TASK TO COMPLETE. Identify the line in which "What React, TypeScript" appears, then reproduce that line and all remaining lines of the records word for word.

Front-end source files:
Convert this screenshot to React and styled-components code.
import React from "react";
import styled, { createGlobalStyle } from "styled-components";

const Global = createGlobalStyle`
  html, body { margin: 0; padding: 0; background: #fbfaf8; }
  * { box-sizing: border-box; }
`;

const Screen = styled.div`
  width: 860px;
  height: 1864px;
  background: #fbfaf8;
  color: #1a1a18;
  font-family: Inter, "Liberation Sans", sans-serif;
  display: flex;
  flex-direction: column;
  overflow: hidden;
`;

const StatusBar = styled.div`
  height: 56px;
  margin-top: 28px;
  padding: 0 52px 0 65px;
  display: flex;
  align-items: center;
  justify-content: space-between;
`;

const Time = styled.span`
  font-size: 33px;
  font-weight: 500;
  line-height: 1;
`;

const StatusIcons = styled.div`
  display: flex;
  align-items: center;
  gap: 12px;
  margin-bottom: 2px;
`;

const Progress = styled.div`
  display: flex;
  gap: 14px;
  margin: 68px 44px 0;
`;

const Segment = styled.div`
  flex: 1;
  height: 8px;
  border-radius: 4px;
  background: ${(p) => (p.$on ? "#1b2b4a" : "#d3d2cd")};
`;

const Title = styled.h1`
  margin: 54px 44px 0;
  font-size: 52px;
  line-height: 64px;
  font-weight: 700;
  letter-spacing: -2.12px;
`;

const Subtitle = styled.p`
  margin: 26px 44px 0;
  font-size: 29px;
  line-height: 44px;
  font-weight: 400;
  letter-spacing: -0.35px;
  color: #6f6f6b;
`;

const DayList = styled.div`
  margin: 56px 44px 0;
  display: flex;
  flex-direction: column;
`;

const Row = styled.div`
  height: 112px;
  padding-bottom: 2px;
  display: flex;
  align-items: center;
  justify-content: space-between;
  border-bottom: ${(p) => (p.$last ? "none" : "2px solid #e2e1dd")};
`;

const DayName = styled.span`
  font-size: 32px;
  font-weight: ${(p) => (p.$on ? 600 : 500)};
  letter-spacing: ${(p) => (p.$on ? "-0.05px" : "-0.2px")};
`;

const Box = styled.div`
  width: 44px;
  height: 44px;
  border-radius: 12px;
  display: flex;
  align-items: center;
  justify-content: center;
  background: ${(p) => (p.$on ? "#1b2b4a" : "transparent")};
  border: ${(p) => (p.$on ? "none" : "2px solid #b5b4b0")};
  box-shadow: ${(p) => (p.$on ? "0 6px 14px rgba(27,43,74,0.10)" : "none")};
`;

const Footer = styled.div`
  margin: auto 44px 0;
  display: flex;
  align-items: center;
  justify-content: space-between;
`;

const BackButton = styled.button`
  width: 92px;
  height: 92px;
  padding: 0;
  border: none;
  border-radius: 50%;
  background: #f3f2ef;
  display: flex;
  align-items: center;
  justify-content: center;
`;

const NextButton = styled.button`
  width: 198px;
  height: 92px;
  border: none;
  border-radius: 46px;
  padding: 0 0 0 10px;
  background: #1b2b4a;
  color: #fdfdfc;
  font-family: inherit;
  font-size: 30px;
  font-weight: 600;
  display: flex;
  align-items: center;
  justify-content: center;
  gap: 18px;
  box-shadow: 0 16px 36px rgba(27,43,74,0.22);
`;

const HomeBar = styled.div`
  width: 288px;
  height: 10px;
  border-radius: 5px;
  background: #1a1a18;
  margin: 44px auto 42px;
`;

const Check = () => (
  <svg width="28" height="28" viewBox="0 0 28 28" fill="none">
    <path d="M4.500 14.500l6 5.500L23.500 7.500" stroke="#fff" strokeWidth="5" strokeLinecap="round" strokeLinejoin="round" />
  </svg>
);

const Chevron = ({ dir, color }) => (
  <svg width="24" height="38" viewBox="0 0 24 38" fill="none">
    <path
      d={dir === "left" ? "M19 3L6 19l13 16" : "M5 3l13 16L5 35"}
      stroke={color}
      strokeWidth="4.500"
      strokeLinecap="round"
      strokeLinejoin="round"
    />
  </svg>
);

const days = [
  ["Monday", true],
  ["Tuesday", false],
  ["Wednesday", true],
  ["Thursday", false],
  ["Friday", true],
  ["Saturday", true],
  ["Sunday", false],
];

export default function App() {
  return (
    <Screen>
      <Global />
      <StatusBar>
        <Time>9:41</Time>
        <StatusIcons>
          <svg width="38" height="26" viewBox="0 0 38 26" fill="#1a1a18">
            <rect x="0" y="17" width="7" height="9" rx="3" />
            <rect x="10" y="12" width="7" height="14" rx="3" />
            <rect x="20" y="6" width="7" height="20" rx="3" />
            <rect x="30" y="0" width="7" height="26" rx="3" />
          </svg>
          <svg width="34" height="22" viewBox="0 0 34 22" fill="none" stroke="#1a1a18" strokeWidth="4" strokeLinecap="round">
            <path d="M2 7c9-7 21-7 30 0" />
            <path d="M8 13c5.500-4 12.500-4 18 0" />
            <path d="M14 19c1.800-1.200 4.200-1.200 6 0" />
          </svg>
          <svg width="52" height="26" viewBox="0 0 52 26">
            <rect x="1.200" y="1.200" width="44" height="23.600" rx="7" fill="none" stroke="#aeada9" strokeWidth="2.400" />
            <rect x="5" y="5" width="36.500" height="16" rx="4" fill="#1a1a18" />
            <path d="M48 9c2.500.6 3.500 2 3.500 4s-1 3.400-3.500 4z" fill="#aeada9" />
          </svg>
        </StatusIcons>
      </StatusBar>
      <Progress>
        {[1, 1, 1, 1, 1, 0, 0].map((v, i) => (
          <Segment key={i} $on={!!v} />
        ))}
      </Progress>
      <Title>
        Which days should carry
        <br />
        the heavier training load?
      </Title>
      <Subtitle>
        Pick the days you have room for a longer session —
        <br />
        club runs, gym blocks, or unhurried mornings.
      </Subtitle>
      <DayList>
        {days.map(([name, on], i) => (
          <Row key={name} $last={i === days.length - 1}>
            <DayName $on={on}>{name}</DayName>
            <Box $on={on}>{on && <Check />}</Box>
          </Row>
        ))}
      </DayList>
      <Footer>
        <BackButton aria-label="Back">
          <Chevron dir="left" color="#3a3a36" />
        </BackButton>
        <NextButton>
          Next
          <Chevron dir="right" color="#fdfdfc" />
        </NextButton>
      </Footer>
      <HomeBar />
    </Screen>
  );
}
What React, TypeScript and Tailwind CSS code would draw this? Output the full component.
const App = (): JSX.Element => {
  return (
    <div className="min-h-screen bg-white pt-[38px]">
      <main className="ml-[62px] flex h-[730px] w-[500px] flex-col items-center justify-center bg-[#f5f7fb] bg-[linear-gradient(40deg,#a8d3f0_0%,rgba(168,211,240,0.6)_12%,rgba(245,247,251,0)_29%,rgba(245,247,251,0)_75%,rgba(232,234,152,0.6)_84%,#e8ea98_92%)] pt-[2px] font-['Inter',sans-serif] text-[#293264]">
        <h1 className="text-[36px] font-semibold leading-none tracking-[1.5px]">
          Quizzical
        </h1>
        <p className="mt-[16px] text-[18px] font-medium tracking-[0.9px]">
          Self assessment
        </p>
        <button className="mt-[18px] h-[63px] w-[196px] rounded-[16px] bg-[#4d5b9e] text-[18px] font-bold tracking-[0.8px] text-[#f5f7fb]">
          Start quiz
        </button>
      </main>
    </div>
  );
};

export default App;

COMPLETE RESPONSE.
What React, TypeScript and Tailwind CSS code would draw this? Output the full component.
const App = (): JSX.Element => {
  return (
    <div className="min-h-screen bg-white pt-[38px]">
      <main className="ml-[62px] flex h-[730px] w-[500px] flex-col items-center justify-center bg-[#f5f7fb] bg-[linear-gradient(40deg,#a8d3f0_0%,rgba(168,211,240,0.6)_12%,rgba(245,247,251,0)_29%,rgba(245,247,251,0)_75%,rgba(232,234,152,0.6)_84%,#e8ea98_92%)] pt-[2px] font-['Inter',sans-serif] text-[#293264]">
        <h1 className="text-[36px] font-semibold leading-none tracking-[1.5px]">
          Quizzical
        </h1>
        <p className="mt-[16px] text-[18px] font-medium tracking-[0.9px]">
          Self assessment
        </p>
        <button className="mt-[18px] h-[63px] w-[196px] rounded-[16px] bg-[#4d5b9e] text-[18px] font-bold tracking-[0.8px] text-[#f5f7fb]">
          Start quiz
        </button>
      </main>
    </div>
  );
};

export default App;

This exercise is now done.